Gather the lines below that include the string "React", copying each in full.
· · · ·
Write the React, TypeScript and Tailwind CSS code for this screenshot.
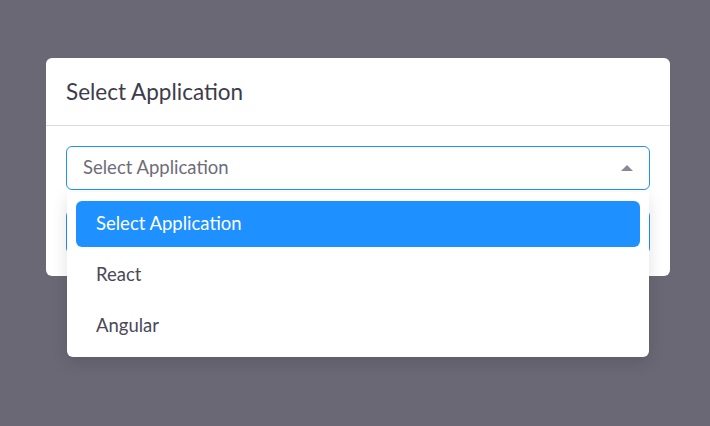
import React from 'react';

const options = ['Select Application', 'React', 'Angular'];

export default function App() {
  return (
    <div
      className="w-[710px] h-[426px] bg-[#6b6876] pt-[58px] pl-[46px]"
      style={{ fontFamily: "Lato, 'Noto Sans', sans-serif" }}
    >
      <div className="relative w-[624px] bg-white rounded-[6px]">
        {/* header */}
        <div className="h-[68px] flex items-center px-5 border-b border-[#dcdce0]">
          <h2 className="text-[22.5px] text-[#3e3c4b]">Select Application</h2>
        </div>

        {/* body */}
        <div className="px-5 pt-5 pb-[22px] flex flex-col gap-5">
          <div className="h-[44px] flex items-center justify-between pl-4 pr-4 border border-[#1e90ff] rounded-[6px]">
            <span className="text-[18.5px] text-[#6e6c79]">Select Application</span>
            <svg width="12" height="6" viewBox="0 0 12 6">
              <path d="M0 6 L6 0 L12 6 Z" fill="#8a8994" />
            </svg>
          </div>
          <button className="h-[44px] rounded-[6px] bg-[#1e90ff] text-white text-[18.5px]">
            Continue
          </button>
        </div>

        {/* open dropdown menu */}
        <div className="absolute left-[21px] top-[134px] w-[582px] bg-white rounded-b-[6px] shadow-[0_6px_16px_rgba(0,0,0,0.12)] pt-[9px] pb-2 px-[9px] flex flex-col gap-[5px]">
          {options.map((opt, i) => (
            <div
              key={opt}
              className={
                i === 0
                  ? 'h-[46px] flex items-center px-5 rounded-[6px] bg-[#1e90ff] text-white text-[18.5px]'
                  : 'h-[46px] flex items-center px-5 rounded-[6px] text-[#4a4858] text-[18.5px]'
              }
            >
              {opt}
            </div>
          ))}
        </div>
      </div>
    </div>
  );
}
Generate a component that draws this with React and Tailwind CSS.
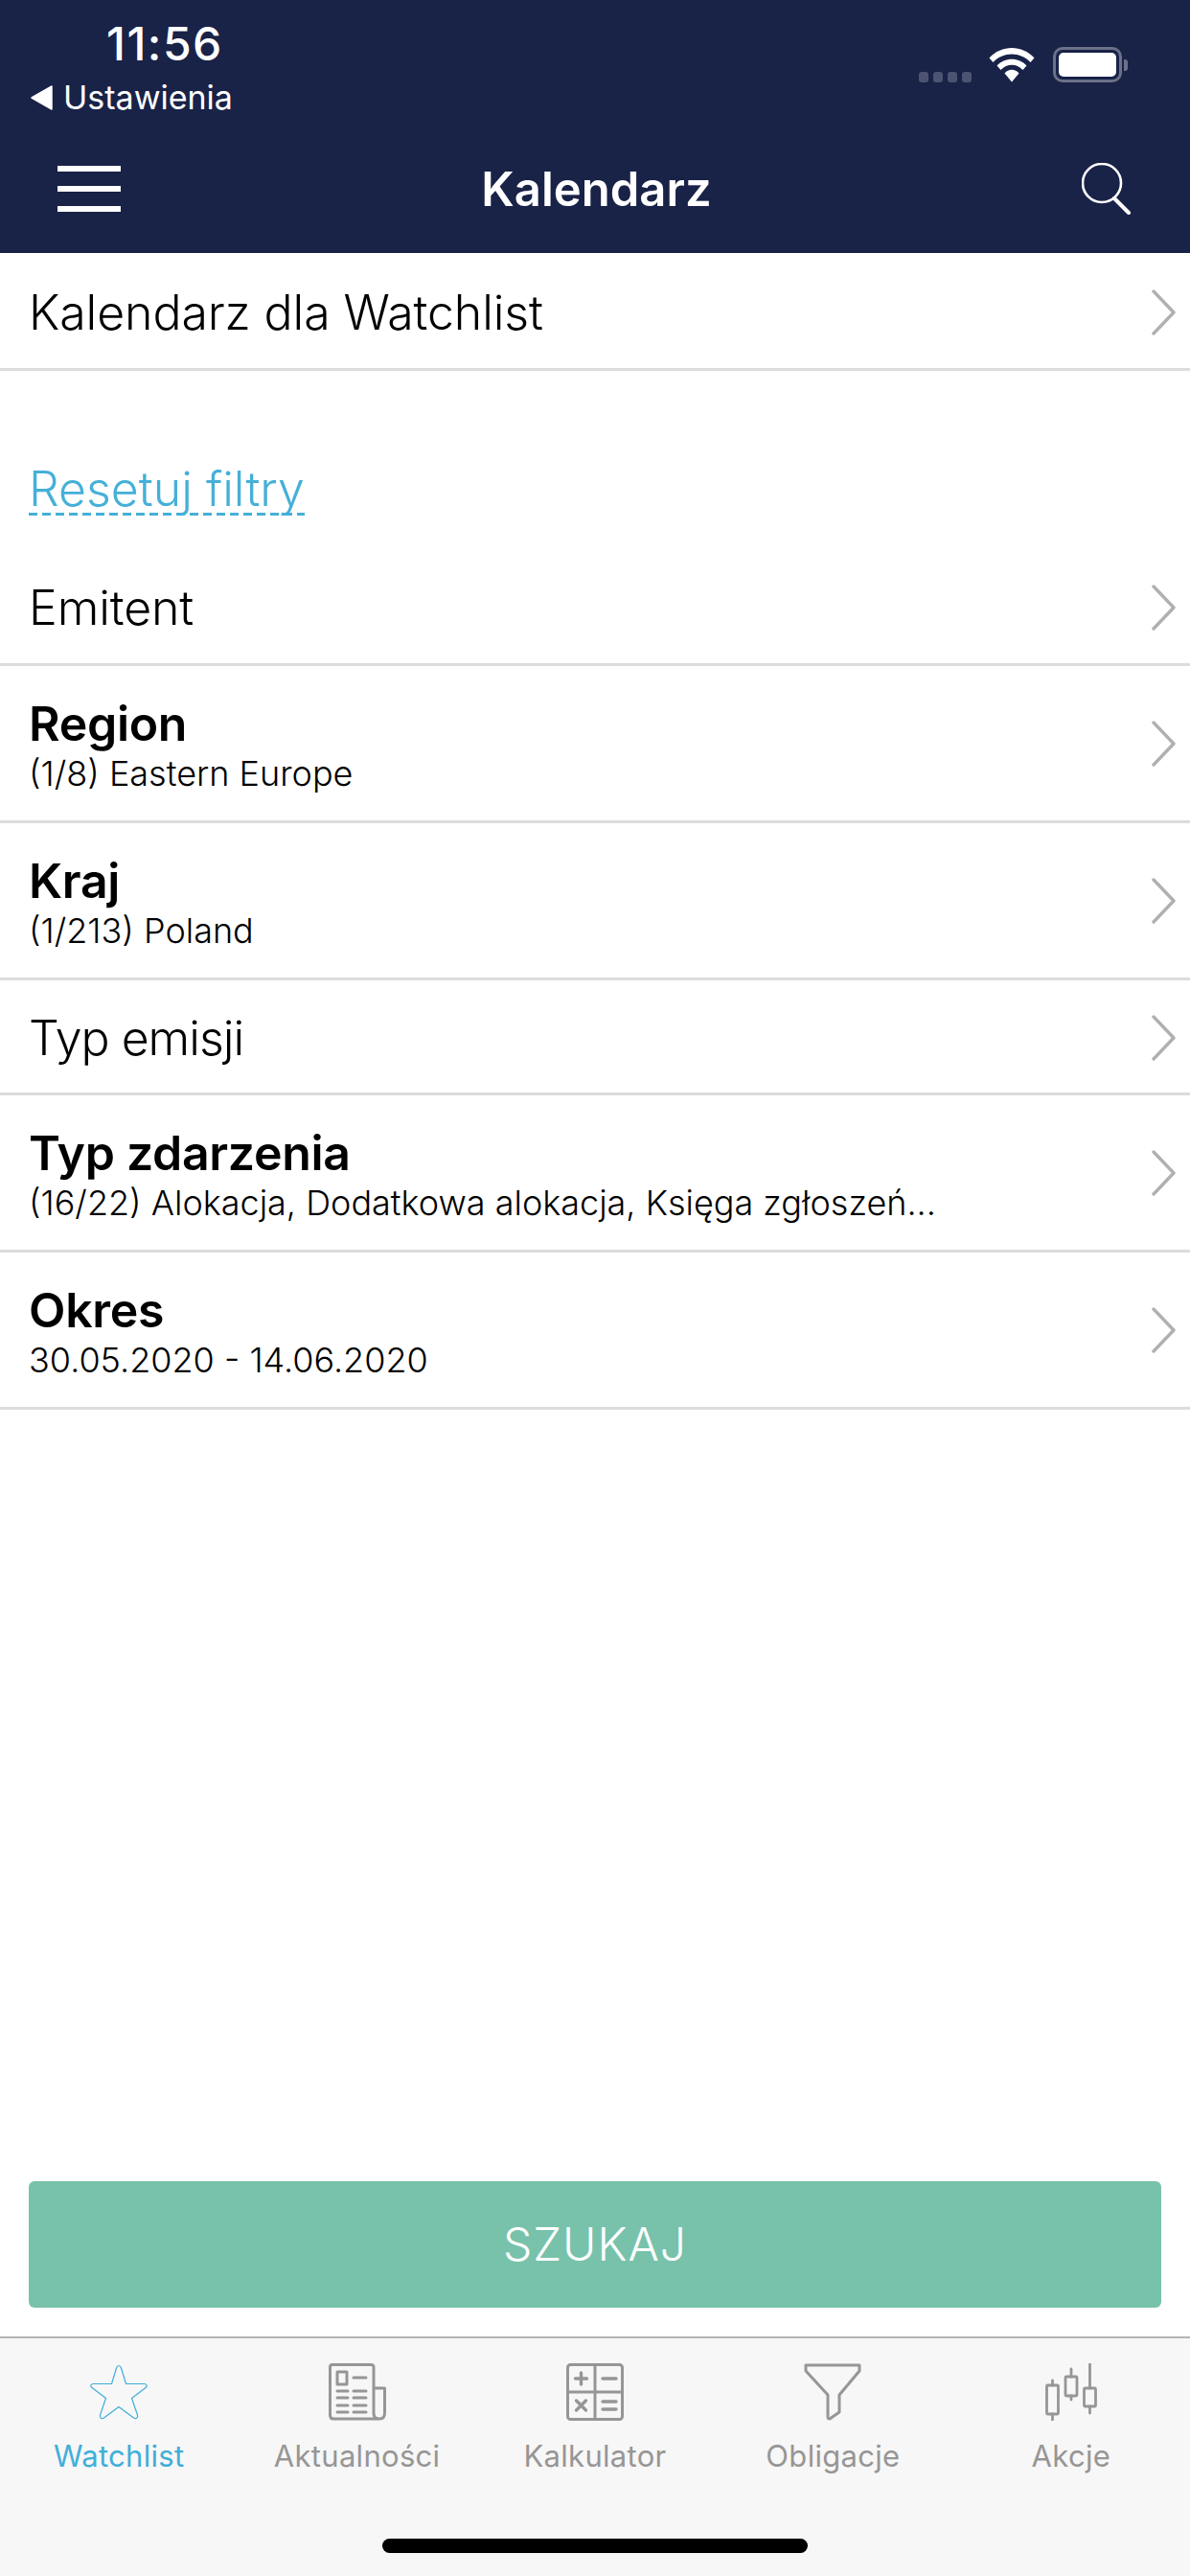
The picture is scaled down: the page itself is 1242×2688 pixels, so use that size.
const INTER = "font-['Inter','Liberation_Sans',sans-serif]";

function Chevron({ single }) {
  return (
    <svg width="26" height="48" viewBox="0 0 26 48" fill="none" className={`shrink-0 ${single ? "mt-[3px]" : ""}`}>
      <path d="M2 2 L23 24 L2 46" stroke="#b0b0b0" strokeWidth="3.4" strokeLinecap="round" strokeLinejoin="round" />
    </svg>
  );
}

function Row({ title, sub, bold, h, titleClass = "" }) {
  return (
    <div className={`flex items-center justify-between border-b-[3px] border-[#dcdcdc] pl-[30px] pr-[14px] ${h}`}>
      <div className={`flex flex-col ${sub ? "pt-[4px]" : "pt-[3px]"}`}>
        <div className={`text-[50px] leading-[56px] text-black ${bold ? "font-semibold tracking-[-0.3px]" : "font-light tracking-[-0.1px]"} ${titleClass}`}>{title}</div>
        {sub && <div className="mt-[3px] text-[36px] leading-[42px] font-light text-black">{sub}</div>}
      </div>
      <Chevron single={!sub} />
    </div>
  );
}

function Tab({ label, active, children }) {
  return (
    <div className="flex flex-1 flex-col items-center">
      <div className="flex h-[62px] items-center justify-center">{children}</div>
      <div className={`mt-[18px] text-[31px] leading-[36px] font-normal tracking-[0.3px] ${active ? "text-[#3fafd9]" : "text-[#969696]"}`}>{label}</div>
    </div>
  );
}

export default function App() {
  return (
    <div className={`flex h-[2688px] w-[1242px] flex-col overflow-hidden bg-white ${INTER}`}>
      <header className="h-[264px] shrink-0 bg-[#192247] text-white">
        <div className="flex h-[152px] justify-between">
          <div className="flex flex-col pl-[32px]">
            <div className="mt-[21px] pl-[79px] text-[48px] leading-[50px] font-medium tracking-[1.5px]">11:56</div>
            <div className="mt-[12px] flex items-center gap-[10px]">
              <svg width="24" height="28" viewBox="0 0 24 28"><path d="M1 14 L22 2 V26 Z" fill="#fff" stroke="#fff" strokeLinejoin="round" strokeWidth="1.5" /></svg>
              <span className="text-[34px] leading-[38px] font-normal">Ustawienia</span>
            </div>
          </div>
          <div className="mt-[49px] mr-[65px] flex h-[38px] items-start">
            <div className="mt-[26px] flex gap-[5px]">
              <div className="h-[11px] w-[10px] rounded-[3px] bg-[#4c5471]" />
              <div className="h-[11px] w-[10px] rounded-[3px] bg-[#4c5471]" />
              <div className="h-[11px] w-[10px] rounded-[3px] bg-[#4c5471]" />
              <div className="h-[11px] w-[10px] rounded-[3px] bg-[#4c5471]" />
            </div>
            <svg width="48" height="37" viewBox="0 0 48 37" className="ml-[18px]">
              <path d="M0.5 11.5 C13 -2.5 35 -2.5 47.5 11.5 L43.5 16 C33 4.5 15 4.5 4.5 16 Z" fill="#fff" />
              <path d="M8.5 19.5 C16.5 10.5 31.5 10.5 39.5 19.5 L35.5 24 C29 17 19 17 12.5 24 Z" fill="#fff" />
              <path d="M16.5 27.5 C20.5 22.5 27.5 22.5 31.5 27.5 L24 36.5 Z" fill="#fff" />
            </svg>
            <div className="ml-[19px] flex h-[37px] items-center">
              <div className="h-[37px] w-[72px] rounded-[10px] border-[3px] border-[#6a7189] p-[3px]">
                <div className="h-full w-full rounded-[5px] bg-white" />
              </div>
              <div className="ml-[2px] h-[12px] w-[4px] rounded-r-[3px] bg-[#6a7189]" />
            </div>
          </div>
        </div>
        <div className="flex h-[112px] items-start justify-between pl-[60px] pr-[61px]">
          <div className="mt-[21px] flex w-[66px] flex-col gap-[15px]">
            <div className="h-[6px] bg-white" />
            <div className="h-[6px] bg-white" />
            <div className="h-[6px] bg-white" />
          </div>
          <div className="mt-[17px] mr-[10px] text-[49px] leading-[58px] font-semibold">Kalendarz</div>
          <svg width="52" height="54" viewBox="0 0 52 54" fill="none" className="mt-[18px]">
            <ellipse cx="21" cy="21" rx="20" ry="20" stroke="#fff" strokeWidth="2.6" />
            <path d="M34 37 L49 52" stroke="#fff" strokeWidth="4" strokeLinecap="round" />
          </svg>
        </div>
      </header>

      <Row title="Kalendarz dla Watchlist" h="h-[123px]" />

      <div className="mt-[95px] h-[90px] pl-[30px]">
        <span className="inline-block bg-[repeating-linear-gradient(90deg,#45b0d8_0_9px,transparent_9px_14px)] bg-[length:100%_3px] bg-bottom bg-no-repeat text-[50px] leading-[56px] font-light text-[#45b0d8]">Resetuj filtry</span>
      </div>

      <Row title="Emitent" h="h-[123px]" />
      <Row title="Region" sub="(1/8) Eastern Europe" bold h="h-[164px]" />
      <Row title="Kraj" sub="(1/213) Poland" bold h="h-[164px]" />
      <Row title="Typ emisji" titleClass="tracking-[-1px]" h="h-[120px]" />
      <Row title="Typ zdarzenia" sub="(16/22) Alokacja, Dodatkowa alokacja, Księga zgłoszeń..." bold h="h-[164px]" />
      <Row title="Okres" sub="30.05.2020 - 14.06.2020" bold h="h-[164px]" />

      <div className="mt-auto px-[30px] pb-[30px]">
        <div className="flex h-[132px] items-center justify-center rounded-[6px] bg-[#78c2ab] text-[48px] font-light tracking-[1px] text-white">SZUKAJ</div>
      </div>

      <nav className="h-[250px] shrink-0 border-t-2 border-[#b4b4b4] bg-[#f7f7f7]">
        <div className="mt-[25px] flex">
          <Tab label="Watchlist" active>
            <svg width="62" height="58" viewBox="0 0 62 58" fill="none">
              <path d="M31 1.5 C32.5 1.5 33 2.5 33.5 4 L38.5 20.5 L57.5 20.5 C60.5 20.5 61 23 59 24.5 L44.5 35.5 L50.5 53 C51.5 56 48.5 57.5 46.5 56 L31 44.5 L15.5 56 C13.5 57.5 10.5 56 11.5 53 L17.5 35.5 L3 24.5 C1 23 1.5 20.5 4.5 20.5 L23.5 20.5 L28.5 4 C29 2.5 29.5 1.5 31 1.5 Z" stroke="#3fafd9" strokeWidth="1.2" strokeLinejoin="round" />
            </svg>
          </Tab>
          <Tab label="Aktualności">
            <svg width="60" height="60" viewBox="0 0 60 60" fill="none" stroke="#969696" strokeWidth="3" strokeLinecap="round" strokeLinejoin="round">
              <path d="M53 58 H5 Q1.5 58 1.5 54 V4 Q1.5 1.5 4 1.5 H44 Q47 1.5 47 4 V52 Q47 58 53 58 Q58.5 58 58.5 52 V26 H47" />
              <rect x="9" y="9" width="10" height="13" />
              <path d="M26 15 H39 M9 29 H20 M26 29 H39 M9 36 H20 M26 36 H39 M9 44 H20 M26 44 H39 M9 51 H20 M26 51 H39" />
            </svg>
          </Tab>
          <Tab label="Kalkulator">
            <svg width="60" height="60" viewBox="0 0 60 60" fill="none" stroke="#969696" strokeWidth="3" strokeLinecap="round" strokeLinejoin="round">
              <rect x="1.5" y="1.5" width="57" height="57" rx="3" />
              <path d="M1.5 30 H58.5 M30 1.5 V58.5" />
              <path d="M15.5 10 V22 M9.5 16 H21.5 M38 16 H52 M10.5 39 L20.5 49 M20.5 39 L10.5 49 M38 40 H52 M38 48 H52" strokeWidth="3.4" />
            </svg>
          </Tab>
          <Tab label="Obligacje">
            <svg width="60" height="60" viewBox="0 0 60 60" fill="none" stroke="#969696" strokeWidth="3" strokeLinecap="round" strokeLinejoin="round">
              <path d="M2 2 H58 V8 L37 33 V51 L27 58 Q25 58 25 56 V33 L2 8 Z" />
            </svg>
          </Tab>
          <Tab label="Akcje">
            <svg width="54" height="60" viewBox="0 0 54 60" fill="none" stroke="#969696" strokeWidth="2.8" strokeLinecap="round" strokeLinejoin="round">
              <rect x="1.5" y="23" width="12" height="30" rx="1" />
              <path d="M7.5 18 V23 M7.5 53 V59" />
              <rect x="21" y="14" width="12" height="20" rx="1" />
              <path d="M27 6 V14 M27 34 V38" />
              <rect x="40.5" y="26" width="12" height="19" rx="1" />
              <path d="M46.5 1 V26 M46.5 45 V52" />
            </svg>
          </Tab>
        </div>
        <div className="mx-auto mt-[68px] h-[15px] w-[444px] rounded-full bg-black" />
      </nav>
    </div>
  );
}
· · · ·
RESPONSE =>
Write the React, TypeScript and Tailwind CSS code for this screenshot.
import React from 'react';
const options = ['Select Application', 'React', 'Angular'];
Generate a component that draws this with React and Tailwind CSS.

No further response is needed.